The Black Box Theory
In legal theory, "privilege" protects communications between certain parties to encourage full disclosure. The Commander’s vehicle operates on a similar, albeit unwritten, social contract. The car is a sanctuary. It is the only place where a Commander can remove the mask of infallibility.
For this ecosystem to function, the driver must essentially become a "black box": recording the inputs (routes, schedules, conversations) but strictly sealing the outputs. I learned quickly that the most critical skill was not the smoothness of the turn, but the discipline of retaining without disclosure.
“Integrity is often passive; it is the disciplined act of remaining silent when speaking would be easy.”
The Mobile Secretariat
Beyond the silence, the role demanded an active participation in the battalion’s bureaucracy. I wasn't just transporting a person; I was transporting authority. I often acted as the temporary custodian of the "approval folder"—the physical stack of promotions, disciplinary actions, and operational orders.
This was an exercise in chain of custody. I learned to treat every piece of paper not as stationery, but as a trigger for kinetic action. It required an "anticipatory logic"—predicting which briefing notes would be needed for a Brigade meeting or ensuring the previous inspection report was ready on the dashboard before it was asked for.
The Architecture of Trust
My time driving heavy-duty trucks taught me the physics of momentum. Driving the Commander taught me the physics of trust.
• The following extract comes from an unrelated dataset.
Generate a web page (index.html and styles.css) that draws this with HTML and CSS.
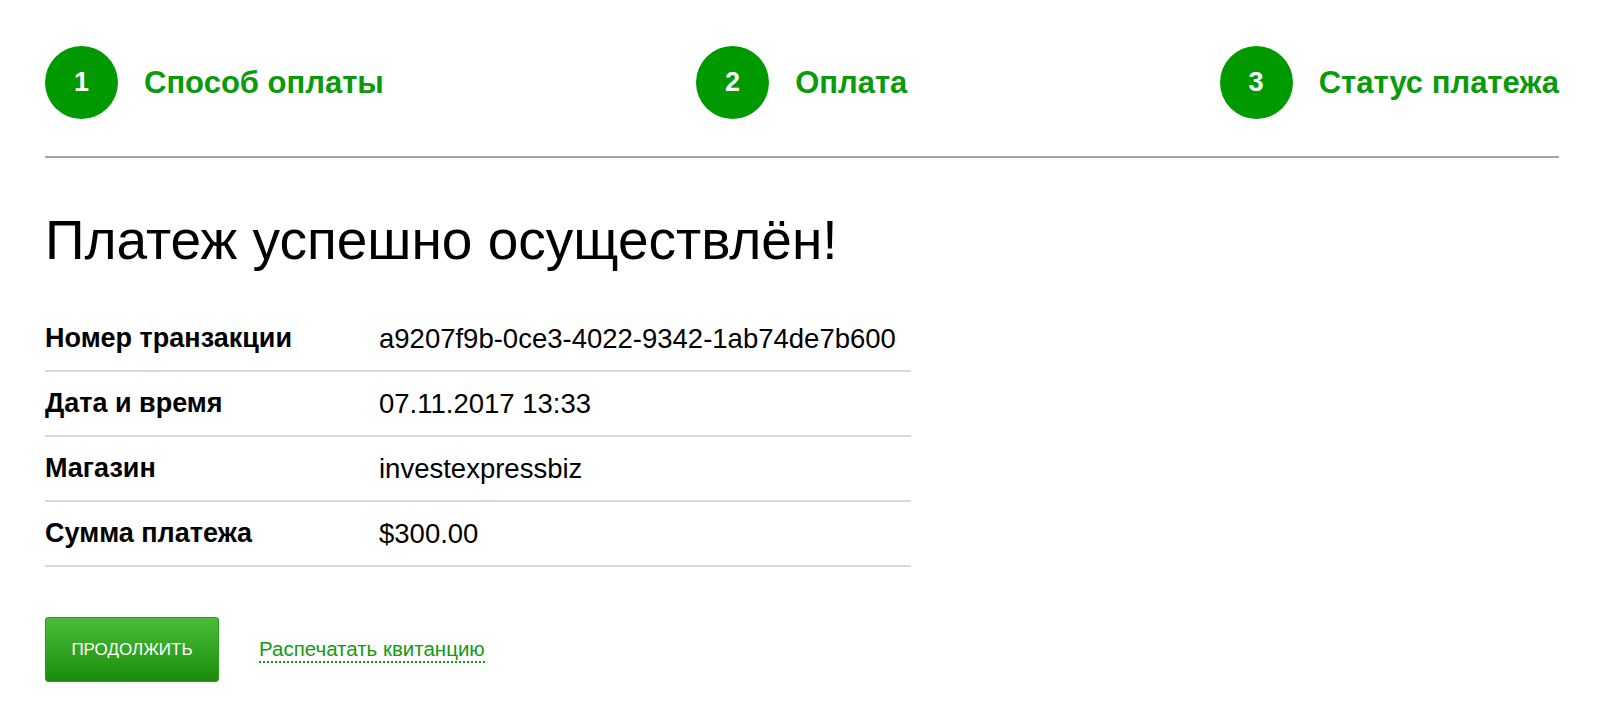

Whether I was guarding the privacy of a conversation or the security of a personnel file, the principle remained the same: reliability reduces entropy. As I look toward a future in law, where the confidentiality of a client and the precision of a brief are the bedrocks of practice, I realize my first lesson in fiduciary duty didn't happen in a classroom.
It happened in the driver’s seat, ensuring that the conversations in the back remained as ephemeral as the landscape rushing past us, while the documents on the seat next to me arrived exactly where they needed to be.